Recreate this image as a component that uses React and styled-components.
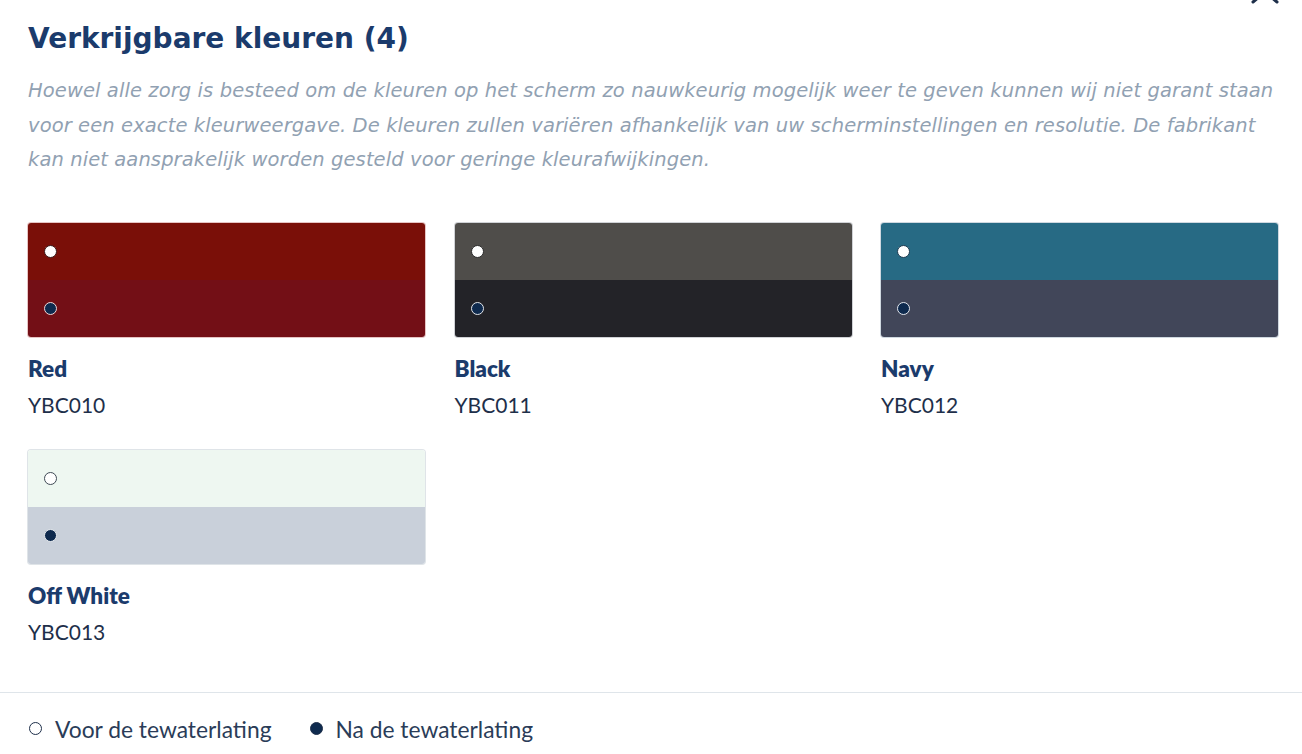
import React from "react";
import styled, { createGlobalStyle } from "styled-components";

const Global = createGlobalStyle`
  html, body { margin: 0; padding: 0; background: #fff; }
  body { font-family: Lato, "Open Sans", sans-serif; overflow: hidden; }
`;

const Page = styled.div`
  position: relative;
  width: 1302px;
  height: 754px;
  overflow: hidden;
  background: #fff;
`;

const Close = styled.svg`
  position: absolute;
  top: -20px;
  right: 23px;
  width: 28px;
  height: 24px;
`;

const Body = styled.section`
  padding: 21px 24px 48px 28px;
`;

const Title = styled.h2`
  margin: 0;
  font-family: "DejaVu Sans", sans-serif;
  font-size: 28px;
  line-height: 36px;
  font-weight: 700;
  color: #1b3b6c;
`;

const Note = styled.p`
  margin: 17px 0 0;
  font-family: "DejaVu Sans", sans-serif;
  font-size: 19.5px;
  line-height: 34.5px;
  font-style: italic;
  letter-spacing: 0.1px;
  color: #91a1b2;
`;

const Grid = styled.div`
  margin-top: 45px;
  display: grid;
  grid-template-columns: repeat(3, 397px);
  column-gap: 29.5px;
  row-gap: 33px;
`;

const Card = styled.div`
  display: flex;
  flex-direction: column;
`;

const Swatch = styled.div`
  height: 114px;
  border-radius: 3px;
  overflow: hidden;
  display: flex;
  flex-direction: column;
  box-shadow: 0 0 0 1px ${(p) => p.$edge};
`;

const Half = styled.div`
  flex: 1;
  background: ${(p) => p.$bg};
  display: flex;
  align-items: center;
  padding-left: 16px;
`;

const Dot = styled.span`
  width: 13px;
  height: 13px;
  border-radius: 50%;
  box-sizing: border-box;
  background: ${(p) => (p.$filled ? "#0e2a4e" : "#fff")};
  border: 1.5px solid ${(p) => p.$ring};
`;

const Name = styled.div`
  margin-top: 20px;
  font-size: 22.5px;
  line-height: 24px;
  font-weight: 800;
  color: #1b3b6c;
`;

const Code = styled.div`
  margin-top: 12px;
  font-size: 21px;
  line-height: 24px;
  color: #1e2f4a;
`;

const Divider = styled.hr`
  margin: 0;
  border: none;
  border-top: 1px solid #dfe5ea;
`;

const Legend = styled.div`
  display: flex;
  align-items: center;
  gap: 38px;
  padding: 18px 28px 0 29px;
  height: 36px;
`;

const LegendItem = styled.div`
  display: flex;
  align-items: center;
  gap: 13px;
  font-size: 22.8px;
  color: #2a3c58;
`;

const LegendDot = styled.span`
  width: 13px;
  height: 13px;
  border-radius: 50%;
  box-sizing: border-box;
  border: 1.5px solid #1e2f4a;
  background: ${(p) => (p.$filled ? "#0e2a4e" : "#fff")};
`;

const colours = [
  { name: "Red", code: "YBC010", top: "#7a0f08", bottom: "#730f16", edge: "#e6c4c4", topRing: "#3a1a1a", botRing: "#f0d8d8" },
  { name: "Black", code: "YBC011", top: "#4f4d4a", bottom: "#232328", edge: "#d0d2d6", topRing: "#2a2a2a", botRing: "#e4e6ea" },
  { name: "Navy", code: "YBC012", top: "#276a84", bottom: "#414659", edge: "#cfd8e0", topRing: "#1e3b50", botRing: "#e4e8ee" },
  { name: "Off White", code: "YBC013", top: "#eef7f1", bottom: "#c9d0da", edge: "#dfe4e8", topRing: "#3f4a55", botRing: "#e8ecf0" },
];

export default function App() {
  return (
    <Page>
      <Global />
      <Close viewBox="0 0 28 24">
        <path d="M2 2 L26 22 M26 2 L2 22" stroke="#1e2f4a" strokeWidth="3" strokeLinecap="round" />
      </Close>
      <Body>
        <Title>Verkrijgbare kleuren (4)</Title>
        <Note>
          Hoewel alle zorg is besteed om de kleuren op het scherm zo nauwkeurig mogelijk weer te geven kunnen wij niet garant staan voor een exacte kleurweergave. De kleuren zullen variëren afhankelijk van uw scherminstellingen en resolutie. De fabrikant kan niet aansprakelijk worden gesteld voor geringe kleurafwijkingen.
        </Note>
        <Grid>
          {colours.map((c) => (
            <Card key={c.code}>
              <Swatch $edge={c.edge}>
                <Half $bg={c.top}>
                  <Dot $ring={c.topRing} />
                </Half>
                <Half $bg={c.bottom}>
                  <Dot $filled $ring={c.botRing} />
                </Half>
              </Swatch>
              <Name>{c.name}</Name>
              <Code>{c.code}</Code>
            </Card>
          ))}
        </Grid>
      </Body>
      <Divider />
      <Legend>
        <LegendItem>
          <LegendDot />
          Voor de tewaterlating
        </LegendItem>
        <LegendItem>
          <LegendDot $filled />
          Na de tewaterlating
        </LegendItem>
      </Legend>
    </Page>
  );
}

===

## The task
Return the material word for word. Pictures are not part of the copy.

## Final result
Recreate this image as a component that uses React and styled-components.
import React from "react";
import styled, { createGlobalStyle } from "styled-components";

const Global = createGlobalStyle`
  html, body { margin: 0; padding: 0; background: #fff; }
  body { font-family: Lato, "Open Sans", sans-serif; overflow: hidden; }
`;

const Page = styled.div`
  position: relative;
  width: 1302px;
  height: 754px;
  overflow: hidden;
  background: #fff;
`;

const Close = styled.svg`
  position: absolute;
  top: -20px;
  right: 23px;
  width: 28px;
  height: 24px;
`;

const Body = styled.section`
  padding: 21px 24px 48px 28px;
`;

const Title = styled.h2`
  margin: 0;
  font-family: "DejaVu Sans", sans-serif;
  font-size: 28px;
  line-height: 36px;
  font-weight: 700;
  color: #1b3b6c;
`;

const Note = styled.p`
  margin: 17px 0 0;
  font-family: "DejaVu Sans", sans-serif;
  font-size: 19.5px;
  line-height: 34.5px;
  font-style: italic;
  letter-spacing: 0.1px;
  color: #91a1b2;
`;

const Grid = styled.div`
  margin-top: 45px;
  display: grid;
  grid-template-columns: repeat(3, 397px);
  column-gap: 29.5px;
  row-gap: 33px;
`;

const Card = styled.div`
  display: flex;
  flex-direction: column;
`;

const Swatch = styled.div`
  height: 114px;
  border-radius: 3px;
  overflow: hidden;
  display: flex;
  flex-direction: column;
  box-shadow: 0 0 0 1px ${(p) => p.$edge};
`;

const Half = styled.div`
  flex: 1;
  background: ${(p) => p.$bg};
  display: flex;
  align-items: center;
  padding-left: 16px;
`;

const Dot = styled.span`
  width: 13px;
  height: 13px;
  border-radius: 50%;
  box-sizing: border-box;
  background: ${(p) => (p.$filled ? "#0e2a4e" : "#fff")};
  border: 1.5px solid ${(p) => p.$ring};
`;

const Name = styled.div`
  margin-top: 20px;
  font-size: 22.5px;
  line-height: 24px;
  font-weight: 800;
  color: #1b3b6c;
`;

const Code = styled.div`
  margin-top: 12px;
  font-size: 21px;
  line-height: 24px;
  color: #1e2f4a;
`;

const Divider = styled.hr`
  margin: 0;
  border: none;
  border-top: 1px solid #dfe5ea;
`;

const Legend = styled.div`
  display: flex;
  align-items: center;
  gap: 38px;
  padding: 18px 28px 0 29px;
  height: 36px;
`;

const LegendItem = styled.div`
  display: flex;
  align-items: center;
  gap: 13px;
  font-size: 22.8px;
  color: #2a3c58;
`;

const LegendDot = styled.span`
  width: 13px;
  height: 13px;
  border-radius: 50%;
  box-sizing: border-box;
  border: 1.5px solid #1e2f4a;
  background: ${(p) => (p.$filled ? "#0e2a4e" : "#fff")};
`;

const colours = [
  { name: "Red", code: "YBC010", top: "#7a0f08", bottom: "#730f16", edge: "#e6c4c4", topRing: "#3a1a1a", botRing: "#f0d8d8" },
  { name: "Black", code: "YBC011", top: "#4f4d4a", bottom: "#232328", edge: "#d0d2d6", topRing: "#2a2a2a", botRing: "#e4e6ea" },
  { name: "Navy", code: "YBC012", top: "#276a84", bottom: "#414659", edge: "#cfd8e0", topRing: "#1e3b50", botRing: "#e4e8ee" },
  { name: "Off White", code: "YBC013", top: "#eef7f1", bottom: "#c9d0da", edge: "#dfe4e8", topRing: "#3f4a55", botRing: "#e8ecf0" },
];

export default function App() {
  return (
    <Page>
      <Global />
      <Close viewBox="0 0 28 24">
        <path d="M2 2 L26 22 M26 2 L2 22" stroke="#1e2f4a" strokeWidth="3" strokeLinecap="round" />
      </Close>
      <Body>
        <Title>Verkrijgbare kleuren (4)</Title>
        <Note>
          Hoewel alle zorg is besteed om de kleuren op het scherm zo nauwkeurig mogelijk weer te geven kunnen wij niet garant staan voor een exacte kleurweergave. De kleuren zullen variëren afhankelijk van uw scherminstellingen en resolutie. De fabrikant kan niet aansprakelijk worden gesteld voor geringe kleurafwijkingen.
        </Note>
        <Grid>
          {colours.map((c) => (
            <Card key={c.code}>
              <Swatch $edge={c.edge}>
                <Half $bg={c.top}>
                  <Dot $ring={c.topRing} />
                </Half>
                <Half $bg={c.bottom}>
                  <Dot $filled $ring={c.botRing} />
                </Half>
              </Swatch>
              <Name>{c.name}</Name>
              <Code>{c.code}</Code>
            </Card>
          ))}
        </Grid>
      </Body>
      <Divider />
      <Legend>
        <LegendItem>
          <LegendDot />
          Voor de tewaterlating
        </LegendItem>
        <LegendItem>
          <LegendDot $filled />
          Na de tewaterlating
        </LegendItem>
      </Legend>
    </Page>
  );
}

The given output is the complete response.